The penthouse isn't the standard. The standard is 'listens, remembers, shows up.' If that's impossible for a man, that's on him.
Fantasy is fantasy. The problem is people who can't separate a scripted gesture from a real partner's bad day.
My husband watched one with me and said 'so I'm supposed to be a billionaire who also cooks' and honestly fair point sir.
Half these 'perfect' leads are emotionally constipated chaebols who learn to love in episode 14. Let's not canonize them.
The standard isn't impossible, it's just effort. The leads TRY. That's literally all most women are asking for.
These leads are written by women who know exactly what we want and that terrifies a certain type of man.
If a fictional man in a turtleneck threatens your relationship, the turtleneck wasn't the issue.

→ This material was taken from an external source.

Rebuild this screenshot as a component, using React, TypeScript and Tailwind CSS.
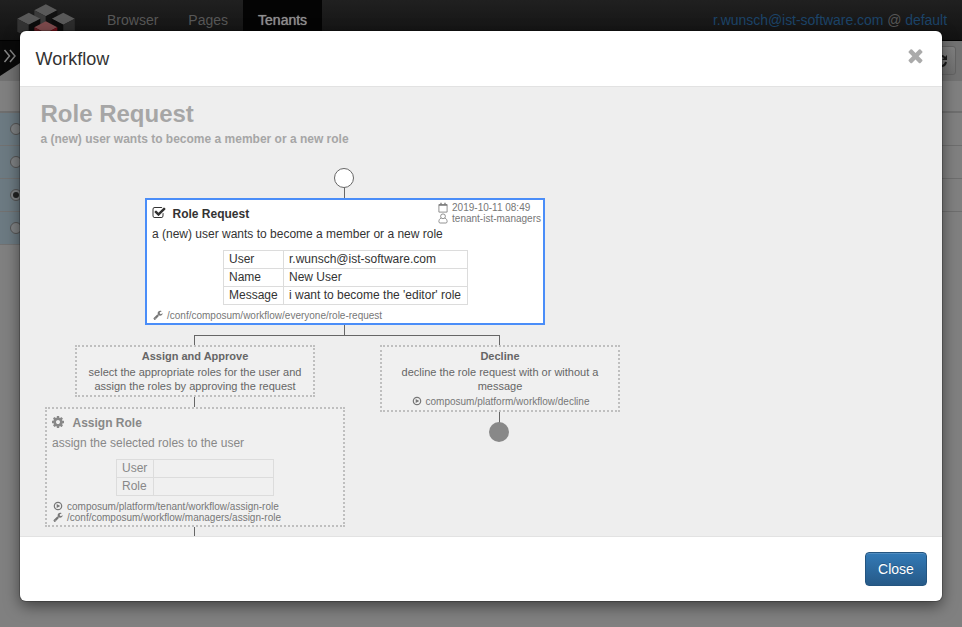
import type { ReactNode } from "react";

const PATHS = {
  check:
    "M1472 930v318q0 119-84.5 203.5t-203.5 84.5h-832q-119 0-203.5-84.5t-84.5-203.5v-832q0-119 84.5-203.5t203.5-84.5h832q63 0 117 25 15 7 18 23 3 17-9 29l-49 49q-10 10-23 10-3 0-9-2-23-6-45-6h-832q-66 0-113 47t-47 113v832q0 66 47 113t113 47h832q66 0 113-47t47-113v-254q0-13 9-22l64-64q10-10 23-10 6 0 12 3 20 8 20 29zm231-489l-814 814q-24 24-57 24t-57-24l-430-430q-24-24-24-57t24-57l110-110q24-24 57-24t57 24l263 263 647-647q24-24 57-24t57 24l110 110q24 24 24 57t-24 57z",
  times:
    "M1490 1322q0 40-28 68l-136 136q-28 28-68 28t-68-28l-294-294-294 294q-28 28-68 28t-68-28l-136-136q-28-28-28-68t28-68l294-294-294-294q-28-28-28-68t28-68l136-136q28-28 68-28t68 28l294 294 294-294q28-28 68-28t68 28l136 136q28 28 28 68t-28 68l-294 294 294 294q28 28 28 68z",
  cog: "M1152 896q0-106-75-181t-181-75-181 75-75 181 75 181 181 75 181-75 75-181zm512-109v222q0 12-8 23t-20 13l-185 28q-19 54-39 91 35 50 107 138 10 12 10 25t-9 23q-27 37-99 108t-94 71q-12 0-26-9l-138-108q-44 23-91 38-16 136-29 186-7 28-36 28h-222q-14 0-24.5-8.5t-11.5-21.5l-28-184q-49-16-90-37l-141 107q-10 9-25 9-14 0-25-11-126-114-165-168-7-10-7-23 0-12 8-23 15-21 51-66.5t54-70.5q-27-50-41-99l-183-27q-13-2-21-12.5t-8-23.5v-222q0-12 8-23t19-13l186-28q14-46 39-92-40-57-107-138-10-12-10-24 0-10 9-23 26-36 98.5-107.5t94.5-71.5q13 0 26 10l138 107q44-23 91-38 16-136 29-186 7-28 36-28h222q14 0 24.5 8.5t11.5 21.5l28 184q49 16 90 37l142-107q9-9 24-9 13 0 25 10 129 119 165 170 7 8 7 22 0 12-8 23-15 21-51 66.5t-54 70.5q26 50 41 98l183 28q13 2 21 12.5t8 23.5z",
  wrench:
    "M448 1472q0-26-19-45t-45-19-45 19-19 45 19 45 45 19 45-19 19-45zm644-420l-682 682q-37 37-90 37-52 0-91-37l-106-108q-38-36-38-90 0-53 38-91l681-681q39 98 114.500 173.500t173.500 114.500zm634-435q0 39-23 106-47 134-164.500 217.500t-258.500 83.500q-185 0-316.500-131.500t-131.500-316.500 131.500-316.500 316.500-131.500q58 0 121.500 16.500t107.500 46.500q16 11 16 28t-16 28l-293 169v224l193 107q5-3 79-48.500t135.500-81 70.500-35.500q15 0 23.500 10t8.500 25z",
};

function Glyph({ name, className }: { name: keyof typeof PATHS; className: string }) {
  return (
    <svg viewBox="0 0 1792 1792" className={`shrink-0 fill-current ${className}`}>
      <path d={PATHS[name]} />
    </svg>
  );
}

function WrenchIcon() {
  return <Glyph name="wrench" className="mt-[-2px] mr-[-1px] ml-px size-[10px]" />;
}

function PlayIcon() {
  return (
    <svg viewBox="0 0 10 10" className="mt-[-1px] mr-[-1px] ml-px size-[10px] shrink-0" fill="none">
      <circle cx="5" cy="5" r="3.700" stroke="currentColor" strokeWidth="1.200" />
      <path d="M3.700 2.900v4.200l3.600-2.100z" fill="currentColor" />
    </svg>
  );
}

function CalendarIcon() {
  return (
    <svg viewBox="0 0 10 11" className="h-[11px] w-[10px] shrink-0" fill="none" stroke="currentColor">
      <path d="M.9 2.500h8.200v7.600H.9z" strokeWidth=".8" />
      <path d="M.9 3.200h8.200" strokeWidth="1.200" />
      <path d="M3 .8v2M7 .8v2" strokeWidth="1.300" />
    </svg>
  );
}

function UserIcon() {
  return (
    <svg viewBox="0 0 10 11" className="mt-[-1px] h-[11px] w-[10px] shrink-0" fill="none" stroke="currentColor" strokeWidth=".8">
      <circle cx="5" cy="3.300" r="2.400" />
      <path d="M3.200 5.200C1.600 5.500.9 7 .9 8.700c0 .8.500 1.300 1.200 1.300h5.800c.7 0 1.200-.5 1.200-1.300 0-1.700-.7-3.200-2.300-3.500" />
    </svg>
  );
}

function Cube({ x, y, top, left, right }: { x: number; y: number; top: string; left: string; right: string }) {
  return (
    <g transform={`translate(${x} ${y})`}>
      <path d="M0 0l11.500 6L0 12-11.500 6z" fill={top} />
      <path d="M-11.500 6L0 12v13l-11.500-6z" fill={left} />
      <path d="M11.500 6L0 12v13l11.500-6z" fill={right} />
    </g>
  );
}

function Logo() {
  return (
    <svg viewBox="0 0 62 40" className="ml-[15px] h-10 w-[62px] shrink-0">
      <Cube x={30.800} y={4.300} top="#595959" left="#3a3a3a" right="#111" />
      <Cube x={13.800} y={12.700} top="#595959" left="#333" right="#0c0c0c" />
      <Cube x={48.300} y={12.700} top="#595959" left="#0c0c0c" right="#2c2c2c" />
      <Cube x={30.800} y={21.300} top="#7d4a4c" left="#631a20" right="#73101a" />
    </svg>
  );
}

function Radio({ on }: { on?: boolean }) {
  return (
    <div className="flex h-[33px] items-center border-b border-[#717171] bg-[#6c7a82] pb-px pl-[10px]">
      <div className="flex size-3 items-center justify-center rounded-full border border-[#555] bg-[#7f8284]">
        {on && <div className="size-[6px] rounded-full bg-[#222]" />}
      </div>
    </div>
  );
}

function Fields({ rows, className, label }: { rows: [string, string][]; className: string; label: string }) {
  return (
    <div className={`border-t border-l border-[#dcdcdc] ${className}`}>
      {rows.map(([k, v]) => (
        <div key={k} className="flex h-[18px] border-b border-[#dcdcdc] leading-[17px]">
          <div className={`border-r border-[#dcdcdc] pl-[5px] ${label}`}>{k}</div>
          <div className="grow border-r border-[#dcdcdc] pl-[5px]">{v}</div>
        </div>
      ))}
    </div>
  );
}

function Small({ icon, children, className = "" }: { icon: ReactNode; children: ReactNode; className?: string }) {
  return (
    <div className={`flex h-[11px] items-center text-[10px] leading-[11px] ${className}`}>
      {icon}
      <span className="ml-[5px]">{children}</span>
    </div>
  );
}

function Line({ className }: { className: string }) {
  return <div className={`absolute bg-[#666] ${className}`} />;
}

function Diagram() {
  return (
    <>
      <Line className="top-[100px] left-[324px] h-[12px] w-px" />
      <div className="absolute top-[81px] left-[314px] size-5 rounded-full border border-[#666] bg-white" />
      <Line className="top-[238px] left-[324px] h-[11px] w-px" />
      <Line className="top-[248px] left-[174px] h-px w-[306px]" />
      <Line className="top-[248px] left-[174px] h-[11px] w-px" />
      <Line className="top-[248px] left-[479px] h-[11px] w-px" />
      <Line className="top-[310px] left-[174px] h-[11px] w-px" />
      <Line className="top-[440px] left-[174px] h-[9px] w-px" />
      <Line className="top-[325px] left-[479px] h-[11px] w-px" />
      <div className="absolute top-[335px] left-[469px] size-5 rounded-full bg-[#888]" />

      <div className="absolute top-[111px] left-[125px] flex h-[127px] w-[400px] flex-col border-2 border-[#4a8df8] bg-white pl-[5px] text-[12px]">
        <div className="flex h-[27px]">
          <Glyph name="check" className="mt-[6px] size-[14px]" />
          <div className="ml-[6.5px] pt-[7px] leading-[15px] font-bold">Role Request</div>
          <div className="mr-[2px] ml-auto pt-[2px] text-[#777]">
            <Small icon={<CalendarIcon />}><span className="-ml-px">2019-10-11 08:49</span></Small>
            <Small icon={<UserIcon />}><span className="-ml-px">tenant-ist-managers</span></Small>
          </div>
        </div>
        <div className="leading-[14px]">a (new) user wants to become a member or a new role</div>
        <Fields
          className="mt-[9px] ml-[71px] w-[245px]"
          label="w-[60px]"
          rows={[["User", "r.wunsch@ist-software.com"], ["Name", "New User"], ["Message", "i want to become the 'editor' role"]]}
        />
        <Small className="mt-[5px] text-[#777]" icon={<WrenchIcon />}>/conf/composum/workflow/everyone/role-request</Small>
      </div>

      <div className="absolute top-[258px] left-[55px] h-[52px] w-[240px] border-2 border-dotted border-[#bfbfbf] bg-[#f0f0f0] pt-[2px] text-center text-[11px] leading-[14px] text-[#666]">
        <div className="mb-[2px] font-bold">Assign and Approve</div>
        <div>select the appropriate roles for the user and</div>
        <div>assign the roles by approving the request</div>
      </div>

      <div className="absolute top-[258px] left-[360px] flex h-[67px] w-[240px] flex-col items-center border-2 border-dotted border-[#bfbfbf] bg-[#f0f0f0] pt-[2px] text-center text-[11px] leading-[14px] text-[#666]">
        <div className="mb-[2px] font-bold">Decline</div>
        <div>decline the role request with or without a</div>
        <div>message</div>
        <Small className="mt-[3px] text-[#777]" icon={<PlayIcon />}>composum/platform/workflow/decline</Small>
      </div>

      <div className="absolute top-[320px] left-[25px] h-[120px] w-[300px] border-2 border-dotted border-[#bfbfbf] bg-[#f0f0f0] pl-[5px] text-[12px] text-[#888]">
        <div className="flex h-[27px] pt-[7px]">
          <Glyph name="cog" className="mt-[-1px] ml-[-1px] size-[14px]" />
          <div className="ml-[7.5px] leading-[15px] font-bold">Assign Role</div>
        </div>
        <div className="leading-[14px]">assign the selected roles to the user</div>
        <Fields className="mt-[9px] ml-[64px] w-[158px]" label="w-[37px]" rows={[["User", ""], ["Role", ""]]} />
        <Small className="mt-[5px] text-[#777]" icon={<PlayIcon />}>composum/platform/tenant/workflow/assign-role</Small>
        <Small className="text-[#777]" icon={<WrenchIcon />}>/conf/composum/workflow/managers/assign-role</Small>
      </div>
    </>
  );
}

function Page() {
  return (
    <div className="flex h-full flex-col">
      <div className="flex h-[41px] shrink-0 border-b border-black bg-linear-to-b from-[#202020] to-[#121212] text-[14px] leading-10 text-[#575757]">
        <Logo />
        <div className="ml-[15px] px-[15px]">Browser</div>
        <div className="px-[15px]">Pages</div>
        <div className="bg-[#040404] px-[15px] text-[#8f8f8f] [text-shadow:0_0_1px_#8f8f8f]">Tenants</div>
        <div className="mr-[15px] ml-auto tracking-[-0.04px] text-[#1c4469]">
          r.wunsch@ist-software.com <span className="text-[#575757]">@</span> default
        </div>
      </div>
      <div className="flex h-10 shrink-0 justify-between bg-[#727272]">
        <svg viewBox="0 0 40 40" className="h-10 w-10">
          <path d="M0 0h40v9L0 35z" fill="#090909" />
          <path d="M4.500 9l5 6-5 6M10 9l5 6-5 6" fill="none" stroke="#858585" strokeWidth="1.500" />
        </svg>
        <div className="mt-[5px] mr-[6px] flex h-[29px] w-[34px] items-center justify-center rounded-[3px] border border-[#636363] bg-linear-to-b from-[#808080] to-[#6f6f6f]">
          <svg viewBox="0 0 14 14" className="ml-[3px] size-[14px]" fill="none" stroke="#1a1a1a" strokeWidth="2">
            <path d="M2 6a5 5 0 0 1 9-2M12 8a5 5 0 0 1-9 2" />
            <path d="M13 1v5H8zM1 13V8h5z" fill="#1a1a1a" stroke="none" />
          </svg>
        </div>
      </div>
      <div className="h-[32px] shrink-0 border-b-2 border-[#6e6e6e] bg-[#808080]" />
      <div className="flex grow justify-between bg-[#808080]">
        <div className="w-20">
          <Radio />
          <Radio />
          <Radio on />
          <Radio />
        </div>
        <div className="w-40">
          <div className="h-[33px] border-b border-[#6e6e6e]" />
          <div className="h-[33px] border-b border-[#6e6e6e]" />
          <div className="h-[33px] border-b border-[#6e6e6e]" />
        </div>
      </div>
    </div>
  );
}

export default function App() {
  return (
    <div className="relative h-[627px] w-[962px] overflow-hidden font-['Liberation_Sans',Arial,sans-serif] text-[#333]">
      <Page />
      <div className="absolute top-[31px] left-5 flex h-[570px] w-[922px] flex-col overflow-hidden rounded-[6px] bg-white shadow-[0_5px_15px_rgba(0,0,0,0.5),0_0_0_1px_rgba(0,0,0,0.2)]">
        <div className="flex h-[56px] shrink-0 justify-between border-b border-[#e2e2e2] pr-[16px] pl-[15.5px]">
          <div className="pt-[15px] text-[18px] leading-[26px]">Workflow</div>
          <Glyph name="times" className="mt-[14px] size-[21px] text-[#aaa]" />
        </div>
        <div className="relative h-[449px] shrink-0 overflow-hidden bg-[#eee] pl-[20.5px] font-bold text-[#a6a6a6]">
          <div className="pt-[11px] text-[24px] leading-[32px]">Role Request</div>
          <div className="pt-[2px] text-[12px] leading-[14px]">a (new) user wants to become a member or a new role</div>
          <div className="font-normal text-[#333]">
            <Diagram />
          </div>
        </div>
        <div className="flex grow justify-end border-t border-[#e2e2e2] p-[15px]">
          <button className="h-[34px] w-[62px] rounded-[4px] border border-[#245580] bg-linear-to-b from-[#337ab7] to-[#265a88] text-[14px] leading-5 text-white shadow-[inset_0_1px_0_rgba(255,255,255,0.15)] [text-shadow:0_-1px_0_rgba(0,0,0,0.2)]">
            Close
          </button>
        </div>
      </div>
    </div>
  );
}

Men have had impossibly hot, flawless women in every movie for a century. Suddenly it's a crisis when women get one genre. Cry me a river.
I dated a man who gave me 'second lead energy' and left him for someone with no energy at all. K-dramas weren't the problem, I was.
Nobody says action heroes make real men feel inadequate but a man who's emotionally available on screen and suddenly it's 'unrealistic'. Telling.
It's the EMOTIONAL standard that gets me. They communicate. They apologize. Why is THAT the fantasy part?